In virtual environments, at least KVM with qemu virtual CPU Models (default for example used in Proxmox or oVirt), the dmidecode exposes wrong MHz while lscpu / /proc/cpuinfo do expose much better stuff.

So for example in my lab environment i have 2x 1097 MHz (old CPU) which was detected ok before the upgrade to 1.7.1. After that the Frequency was 0 MHz until i install dmidecode in the VM. Now I have 2x 2000 MHz because of the dmidecode reporting (while lscpu -Je=MHZ and grep -i mhz /proc/cpuinfo shows the real numbers).

Yes...maybe that's an corner case with my old crap but maybe you could think about it while you reintegrate the old fingerprinting and drop the dmidecode stuff ;)

shoenig commented 11 months ago

Hi @MorphBonehunter if you could file a separate issue, that would be helpful. While I believe we now have a fix in place for the undetected case in this thread, resolving a best source of truth would be better discussed separately.

tgross commented 11 months ago

Our patches for this issue have landed and will be shipped in Nomad 1.7.2 shortly (likely tomorrow).

tgross commented 11 months ago

Nomad 1.7.2 has shipped. We've got #19468 open as follow-up for whether the fingerprinting can be improved and made more accurate. I'm going to close this issue out as shipped. If you're still seeing this after 1.7.2, please let us know and we can reopen. Thanks!

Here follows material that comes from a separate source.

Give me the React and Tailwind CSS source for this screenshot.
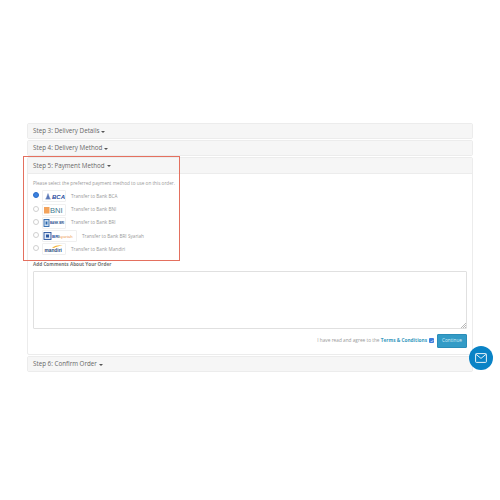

FelipeLopes-systematica commented 10 months ago

I believe this should be reopened as it's still happening in Nomad 1.7.2: failed to setup alloc: pre-run hook "cpuparts_hook" failed: open /sys/fs/cgroup/cpuset/nomad/share/cpuset.cpus: no such file or directory

FibreFoX commented 10 months ago

@FelipeLopes-systematica have you checked https://github.com/hashicorp/nomad/issues/19481 ? I reported that issue running Nomad on a Raspberry Pi. Maybe it fits your problem too.

FelipeLopes-systematica commented 10 months ago

@FelipeLopes-systematica have you checked #19481 ? I reported that issue running Nomad on a Raspberry Pi. Maybe it fits your problem too.

Thanks @FibreFoX , are you saying that I might be missing the enabling of memory and cpu in my cgroup config? I'm running Nomad on WSL atm, Debian based.

mount | grep cgroup2
cgroup2 on /sys/fs/cgroup/unified type cgroup2 (rw,nosuid,nodev,noexec,relatime,nsdelegate)
FibreFoX commented 10 months ago

@FelipeLopes-systematica With WSL you probably are not able to change these .... your problem is probably not related to this issue at all.

I've checked WSL, but you probably wont be able to really use that. cat /sys/fs/cgroup/cgroup.controllers -> cat: /sys/fs/cgroup/cgroup.controllers: No such file or directory cat /sys/fs/cgroup/unified/cgroup.controllers -> empty

Please open a new issue for this, as it really is something different.

FelipeLopes-systematica commented 10 months ago

I'm just wondering why this was working fine in Nomad 1.6. In my case, I'm sharing the host's cgroup with all docker containers, to simulate a multi-DC cluster locally. Was working perfectly in Nomad 1.6.